## LISTED RECORDS
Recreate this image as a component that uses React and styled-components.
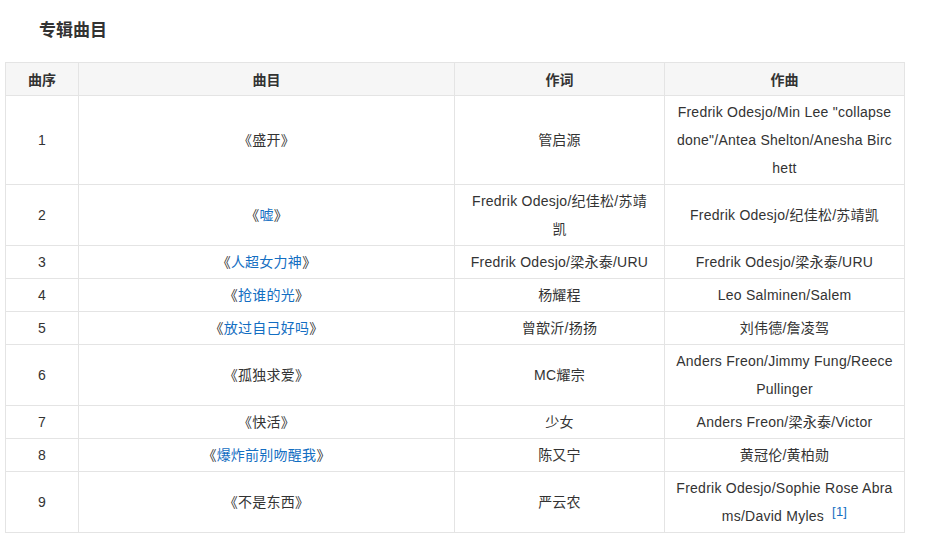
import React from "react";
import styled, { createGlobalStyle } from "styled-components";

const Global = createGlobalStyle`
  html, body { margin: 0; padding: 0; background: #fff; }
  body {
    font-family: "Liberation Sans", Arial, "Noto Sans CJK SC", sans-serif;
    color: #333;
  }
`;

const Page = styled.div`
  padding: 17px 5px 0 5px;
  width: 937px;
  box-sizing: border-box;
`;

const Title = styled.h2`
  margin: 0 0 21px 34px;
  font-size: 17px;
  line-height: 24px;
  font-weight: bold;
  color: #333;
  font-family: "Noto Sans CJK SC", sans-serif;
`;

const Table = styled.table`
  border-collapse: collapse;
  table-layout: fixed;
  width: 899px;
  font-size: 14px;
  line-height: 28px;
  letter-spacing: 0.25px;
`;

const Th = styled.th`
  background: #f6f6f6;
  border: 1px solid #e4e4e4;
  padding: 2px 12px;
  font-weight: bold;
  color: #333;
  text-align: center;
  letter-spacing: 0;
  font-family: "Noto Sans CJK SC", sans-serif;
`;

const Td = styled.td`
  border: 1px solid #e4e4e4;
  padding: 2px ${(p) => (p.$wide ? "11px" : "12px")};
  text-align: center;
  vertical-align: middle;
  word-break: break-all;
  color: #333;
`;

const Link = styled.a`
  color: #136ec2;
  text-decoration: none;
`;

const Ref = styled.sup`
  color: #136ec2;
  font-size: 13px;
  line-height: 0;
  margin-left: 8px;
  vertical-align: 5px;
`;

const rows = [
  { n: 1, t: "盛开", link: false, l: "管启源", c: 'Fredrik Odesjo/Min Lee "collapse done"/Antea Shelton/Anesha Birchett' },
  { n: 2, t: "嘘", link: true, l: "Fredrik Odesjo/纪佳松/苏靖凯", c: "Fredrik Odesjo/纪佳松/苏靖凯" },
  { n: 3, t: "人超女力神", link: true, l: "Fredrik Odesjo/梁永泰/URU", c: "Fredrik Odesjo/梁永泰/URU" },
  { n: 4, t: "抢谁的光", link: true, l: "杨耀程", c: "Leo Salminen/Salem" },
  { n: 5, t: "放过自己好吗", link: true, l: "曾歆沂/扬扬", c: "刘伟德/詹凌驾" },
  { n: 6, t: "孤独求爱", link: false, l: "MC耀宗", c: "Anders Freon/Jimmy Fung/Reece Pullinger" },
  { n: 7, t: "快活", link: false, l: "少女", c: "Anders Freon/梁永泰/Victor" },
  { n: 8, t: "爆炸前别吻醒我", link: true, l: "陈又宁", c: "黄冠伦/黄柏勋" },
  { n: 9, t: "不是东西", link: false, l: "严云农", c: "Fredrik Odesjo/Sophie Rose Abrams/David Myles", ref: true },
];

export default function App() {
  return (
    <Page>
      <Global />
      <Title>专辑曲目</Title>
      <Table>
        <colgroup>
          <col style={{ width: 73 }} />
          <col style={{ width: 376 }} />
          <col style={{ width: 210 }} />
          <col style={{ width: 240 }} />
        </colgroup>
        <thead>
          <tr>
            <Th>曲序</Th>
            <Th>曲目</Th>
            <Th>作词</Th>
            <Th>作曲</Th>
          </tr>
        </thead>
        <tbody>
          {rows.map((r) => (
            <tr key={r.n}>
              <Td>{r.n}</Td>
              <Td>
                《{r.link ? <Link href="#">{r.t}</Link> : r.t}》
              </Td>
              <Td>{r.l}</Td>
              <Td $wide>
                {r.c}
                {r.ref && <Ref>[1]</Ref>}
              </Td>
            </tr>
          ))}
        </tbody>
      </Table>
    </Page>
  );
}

---

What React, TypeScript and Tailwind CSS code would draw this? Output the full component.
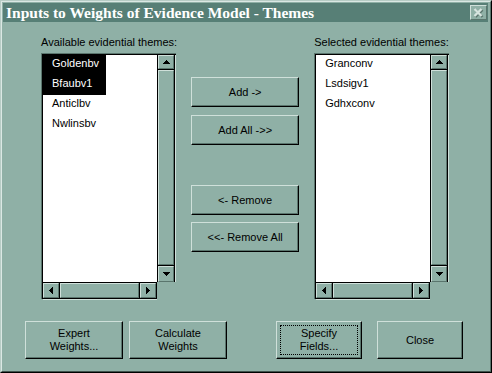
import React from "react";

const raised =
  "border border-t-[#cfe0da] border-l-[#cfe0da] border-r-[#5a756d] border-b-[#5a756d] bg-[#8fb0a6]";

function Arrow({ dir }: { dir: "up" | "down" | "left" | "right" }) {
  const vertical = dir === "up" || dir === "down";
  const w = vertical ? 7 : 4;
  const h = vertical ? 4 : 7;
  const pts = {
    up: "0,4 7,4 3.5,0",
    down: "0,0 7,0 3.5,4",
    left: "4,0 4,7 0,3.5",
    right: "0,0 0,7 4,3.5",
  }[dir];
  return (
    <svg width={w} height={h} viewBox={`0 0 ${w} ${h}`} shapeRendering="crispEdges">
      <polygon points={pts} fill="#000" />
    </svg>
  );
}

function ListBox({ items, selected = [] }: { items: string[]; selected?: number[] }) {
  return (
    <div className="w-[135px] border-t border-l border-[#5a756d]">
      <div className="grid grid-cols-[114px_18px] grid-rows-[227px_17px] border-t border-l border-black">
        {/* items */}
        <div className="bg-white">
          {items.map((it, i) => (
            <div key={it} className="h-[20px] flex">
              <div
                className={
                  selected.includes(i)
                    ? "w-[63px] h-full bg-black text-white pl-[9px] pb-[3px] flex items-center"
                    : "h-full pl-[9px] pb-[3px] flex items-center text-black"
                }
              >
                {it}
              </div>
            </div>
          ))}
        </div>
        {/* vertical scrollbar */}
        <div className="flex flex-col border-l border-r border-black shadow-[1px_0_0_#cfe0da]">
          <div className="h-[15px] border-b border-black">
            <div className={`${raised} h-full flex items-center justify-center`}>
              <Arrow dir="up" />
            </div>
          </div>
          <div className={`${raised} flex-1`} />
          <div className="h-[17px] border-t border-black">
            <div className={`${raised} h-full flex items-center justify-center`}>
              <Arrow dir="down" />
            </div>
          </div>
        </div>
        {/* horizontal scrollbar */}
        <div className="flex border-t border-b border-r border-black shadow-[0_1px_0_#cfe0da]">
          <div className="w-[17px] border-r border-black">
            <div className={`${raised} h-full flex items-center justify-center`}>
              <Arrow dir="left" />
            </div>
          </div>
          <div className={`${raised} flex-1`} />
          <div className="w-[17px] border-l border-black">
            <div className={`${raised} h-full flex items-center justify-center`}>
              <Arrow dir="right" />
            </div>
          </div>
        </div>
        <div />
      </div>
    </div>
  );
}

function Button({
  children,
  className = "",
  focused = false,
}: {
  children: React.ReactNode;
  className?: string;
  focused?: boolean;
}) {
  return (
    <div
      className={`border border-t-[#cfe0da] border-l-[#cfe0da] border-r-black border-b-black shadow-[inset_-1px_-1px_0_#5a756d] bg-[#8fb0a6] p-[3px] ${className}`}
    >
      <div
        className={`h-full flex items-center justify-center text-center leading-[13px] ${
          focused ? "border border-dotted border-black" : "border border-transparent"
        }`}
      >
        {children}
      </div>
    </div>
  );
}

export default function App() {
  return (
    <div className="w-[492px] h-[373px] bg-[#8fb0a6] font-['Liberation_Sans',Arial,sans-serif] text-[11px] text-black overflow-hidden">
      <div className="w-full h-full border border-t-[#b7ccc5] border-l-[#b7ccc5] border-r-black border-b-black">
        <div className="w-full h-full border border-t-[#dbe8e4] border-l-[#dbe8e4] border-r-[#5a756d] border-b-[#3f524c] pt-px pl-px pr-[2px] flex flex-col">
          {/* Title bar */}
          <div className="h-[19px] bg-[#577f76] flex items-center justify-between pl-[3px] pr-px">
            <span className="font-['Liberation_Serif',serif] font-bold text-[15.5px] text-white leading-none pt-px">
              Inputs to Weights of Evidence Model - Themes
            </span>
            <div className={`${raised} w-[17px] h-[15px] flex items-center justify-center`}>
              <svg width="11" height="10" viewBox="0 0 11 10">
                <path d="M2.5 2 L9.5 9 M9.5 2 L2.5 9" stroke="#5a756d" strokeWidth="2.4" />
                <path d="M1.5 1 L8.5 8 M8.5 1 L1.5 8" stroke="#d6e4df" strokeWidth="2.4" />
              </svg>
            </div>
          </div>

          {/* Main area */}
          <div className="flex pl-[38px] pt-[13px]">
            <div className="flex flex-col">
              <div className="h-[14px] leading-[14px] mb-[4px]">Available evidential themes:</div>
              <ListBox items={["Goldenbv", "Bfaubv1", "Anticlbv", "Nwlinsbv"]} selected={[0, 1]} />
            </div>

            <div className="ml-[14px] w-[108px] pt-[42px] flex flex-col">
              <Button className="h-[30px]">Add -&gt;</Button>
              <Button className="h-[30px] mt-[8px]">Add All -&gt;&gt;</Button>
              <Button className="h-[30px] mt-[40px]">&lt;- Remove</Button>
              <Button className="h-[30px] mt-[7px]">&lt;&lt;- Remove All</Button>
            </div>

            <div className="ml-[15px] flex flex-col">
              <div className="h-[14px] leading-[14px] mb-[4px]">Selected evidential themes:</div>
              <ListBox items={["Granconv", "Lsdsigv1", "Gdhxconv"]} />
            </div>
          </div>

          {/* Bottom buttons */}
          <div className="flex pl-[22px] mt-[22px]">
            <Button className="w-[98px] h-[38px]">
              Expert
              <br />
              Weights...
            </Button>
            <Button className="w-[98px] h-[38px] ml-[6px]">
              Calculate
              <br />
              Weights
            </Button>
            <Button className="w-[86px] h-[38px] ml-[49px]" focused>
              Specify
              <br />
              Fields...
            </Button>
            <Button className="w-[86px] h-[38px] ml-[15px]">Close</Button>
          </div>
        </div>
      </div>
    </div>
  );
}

--

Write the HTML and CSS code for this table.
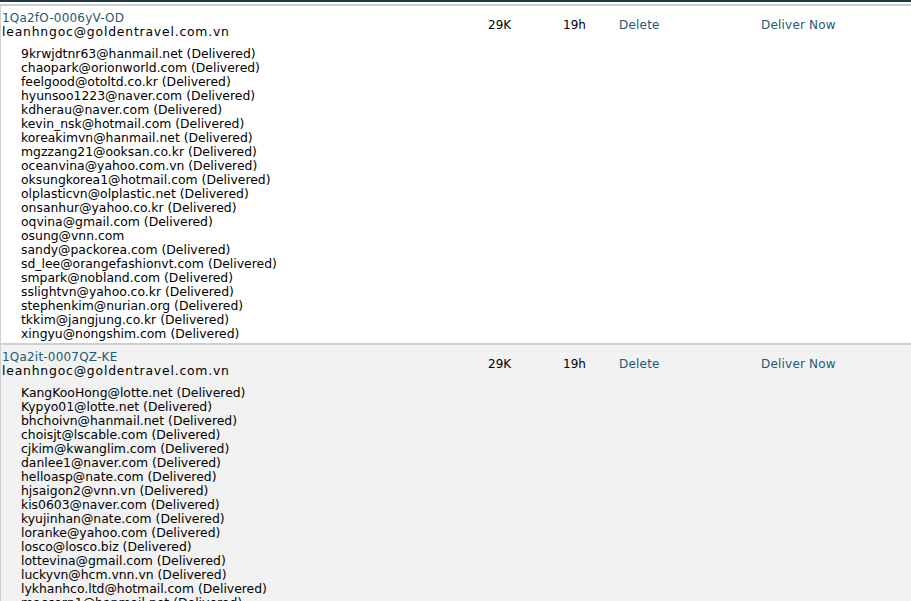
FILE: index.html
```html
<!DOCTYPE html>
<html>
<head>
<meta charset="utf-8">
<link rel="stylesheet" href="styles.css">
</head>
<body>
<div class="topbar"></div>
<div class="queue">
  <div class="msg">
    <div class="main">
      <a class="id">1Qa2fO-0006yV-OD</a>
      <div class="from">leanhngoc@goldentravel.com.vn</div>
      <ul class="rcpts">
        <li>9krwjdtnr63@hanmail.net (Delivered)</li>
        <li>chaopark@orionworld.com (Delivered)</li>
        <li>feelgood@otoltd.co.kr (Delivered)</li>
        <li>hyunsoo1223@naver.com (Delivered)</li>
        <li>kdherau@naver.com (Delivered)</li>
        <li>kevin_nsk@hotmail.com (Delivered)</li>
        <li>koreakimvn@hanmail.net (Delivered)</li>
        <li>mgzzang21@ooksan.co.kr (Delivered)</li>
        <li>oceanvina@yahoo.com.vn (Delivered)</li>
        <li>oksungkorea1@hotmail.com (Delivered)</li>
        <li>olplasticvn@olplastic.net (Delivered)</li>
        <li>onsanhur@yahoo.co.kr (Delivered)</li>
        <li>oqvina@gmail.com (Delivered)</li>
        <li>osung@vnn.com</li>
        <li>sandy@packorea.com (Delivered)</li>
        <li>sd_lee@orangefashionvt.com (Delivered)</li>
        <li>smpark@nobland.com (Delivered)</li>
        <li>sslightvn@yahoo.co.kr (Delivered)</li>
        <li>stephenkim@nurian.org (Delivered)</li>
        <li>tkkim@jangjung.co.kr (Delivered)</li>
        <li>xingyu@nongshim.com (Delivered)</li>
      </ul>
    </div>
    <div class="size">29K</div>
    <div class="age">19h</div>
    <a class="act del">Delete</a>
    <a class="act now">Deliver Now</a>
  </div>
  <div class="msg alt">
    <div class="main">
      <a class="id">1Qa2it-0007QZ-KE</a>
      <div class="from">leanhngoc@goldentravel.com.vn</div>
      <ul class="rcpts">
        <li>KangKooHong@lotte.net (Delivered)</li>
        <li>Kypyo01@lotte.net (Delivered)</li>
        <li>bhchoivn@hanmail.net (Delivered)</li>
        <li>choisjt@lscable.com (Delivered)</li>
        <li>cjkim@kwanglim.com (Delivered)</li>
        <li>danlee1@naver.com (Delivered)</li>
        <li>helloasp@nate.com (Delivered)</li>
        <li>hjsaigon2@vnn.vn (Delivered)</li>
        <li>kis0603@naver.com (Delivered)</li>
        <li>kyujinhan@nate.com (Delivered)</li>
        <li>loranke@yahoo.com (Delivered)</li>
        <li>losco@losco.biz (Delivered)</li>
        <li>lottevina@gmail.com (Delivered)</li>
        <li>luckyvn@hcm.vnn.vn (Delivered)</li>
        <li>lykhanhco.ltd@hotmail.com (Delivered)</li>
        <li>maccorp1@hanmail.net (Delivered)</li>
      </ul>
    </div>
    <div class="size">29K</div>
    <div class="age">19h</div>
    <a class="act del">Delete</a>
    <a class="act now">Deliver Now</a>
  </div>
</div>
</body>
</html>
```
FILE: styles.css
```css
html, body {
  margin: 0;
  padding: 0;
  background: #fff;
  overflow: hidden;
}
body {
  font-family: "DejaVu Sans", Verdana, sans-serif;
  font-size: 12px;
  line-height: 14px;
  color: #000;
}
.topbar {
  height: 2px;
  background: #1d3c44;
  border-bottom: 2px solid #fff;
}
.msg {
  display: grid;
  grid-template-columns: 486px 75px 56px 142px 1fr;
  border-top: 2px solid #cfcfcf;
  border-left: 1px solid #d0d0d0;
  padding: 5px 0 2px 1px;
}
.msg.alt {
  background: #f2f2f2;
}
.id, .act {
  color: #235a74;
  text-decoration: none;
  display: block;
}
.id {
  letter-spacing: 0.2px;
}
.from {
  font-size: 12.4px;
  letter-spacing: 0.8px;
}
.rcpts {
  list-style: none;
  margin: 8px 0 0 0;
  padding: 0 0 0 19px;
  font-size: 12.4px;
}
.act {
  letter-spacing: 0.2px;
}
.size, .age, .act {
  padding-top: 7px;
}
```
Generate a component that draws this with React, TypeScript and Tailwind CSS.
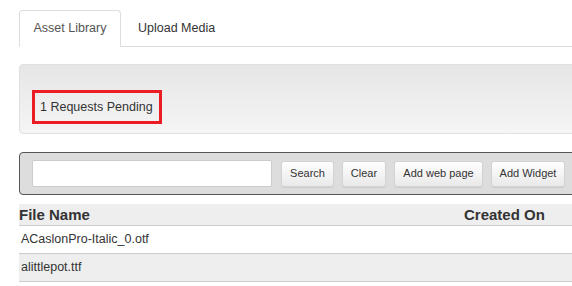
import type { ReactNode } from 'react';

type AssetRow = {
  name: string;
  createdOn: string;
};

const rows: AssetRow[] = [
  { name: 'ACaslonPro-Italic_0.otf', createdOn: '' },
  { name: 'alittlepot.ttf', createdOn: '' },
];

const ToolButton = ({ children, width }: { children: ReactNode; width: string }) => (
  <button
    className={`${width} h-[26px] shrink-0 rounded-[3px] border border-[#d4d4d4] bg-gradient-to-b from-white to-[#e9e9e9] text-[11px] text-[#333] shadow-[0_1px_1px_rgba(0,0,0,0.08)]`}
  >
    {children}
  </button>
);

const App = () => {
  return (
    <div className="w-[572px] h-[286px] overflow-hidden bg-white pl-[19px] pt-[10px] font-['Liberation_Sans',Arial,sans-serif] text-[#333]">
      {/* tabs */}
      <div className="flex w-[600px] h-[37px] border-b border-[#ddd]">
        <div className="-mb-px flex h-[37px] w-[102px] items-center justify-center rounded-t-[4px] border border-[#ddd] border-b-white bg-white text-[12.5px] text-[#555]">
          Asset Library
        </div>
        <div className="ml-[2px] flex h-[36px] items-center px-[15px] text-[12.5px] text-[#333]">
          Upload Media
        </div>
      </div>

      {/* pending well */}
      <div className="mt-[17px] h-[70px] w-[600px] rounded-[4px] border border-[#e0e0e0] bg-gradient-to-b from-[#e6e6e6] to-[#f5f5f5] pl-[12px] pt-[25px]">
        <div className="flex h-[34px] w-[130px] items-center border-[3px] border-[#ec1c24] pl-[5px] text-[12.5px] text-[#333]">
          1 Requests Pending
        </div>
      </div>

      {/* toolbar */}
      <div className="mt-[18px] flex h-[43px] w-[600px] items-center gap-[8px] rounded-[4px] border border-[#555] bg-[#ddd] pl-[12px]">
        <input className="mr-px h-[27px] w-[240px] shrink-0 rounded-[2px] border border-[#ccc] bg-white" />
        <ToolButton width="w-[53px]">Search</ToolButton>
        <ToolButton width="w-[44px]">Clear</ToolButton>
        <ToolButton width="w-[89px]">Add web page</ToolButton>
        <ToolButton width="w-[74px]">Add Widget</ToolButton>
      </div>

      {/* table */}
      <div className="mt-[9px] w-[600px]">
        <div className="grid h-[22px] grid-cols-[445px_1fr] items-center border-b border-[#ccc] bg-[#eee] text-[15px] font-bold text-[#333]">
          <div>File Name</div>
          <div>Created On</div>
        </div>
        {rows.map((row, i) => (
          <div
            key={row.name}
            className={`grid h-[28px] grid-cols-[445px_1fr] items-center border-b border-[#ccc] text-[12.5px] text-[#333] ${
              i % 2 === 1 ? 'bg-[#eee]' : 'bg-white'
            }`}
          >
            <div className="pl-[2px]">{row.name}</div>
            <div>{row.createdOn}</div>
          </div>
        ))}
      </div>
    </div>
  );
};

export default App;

## TASK INSTRUCTIONS
State how many lines of the listing include the word "Tailwind". Reply with the number alone.

## OUTPUT FOR THIS EXERCISE
2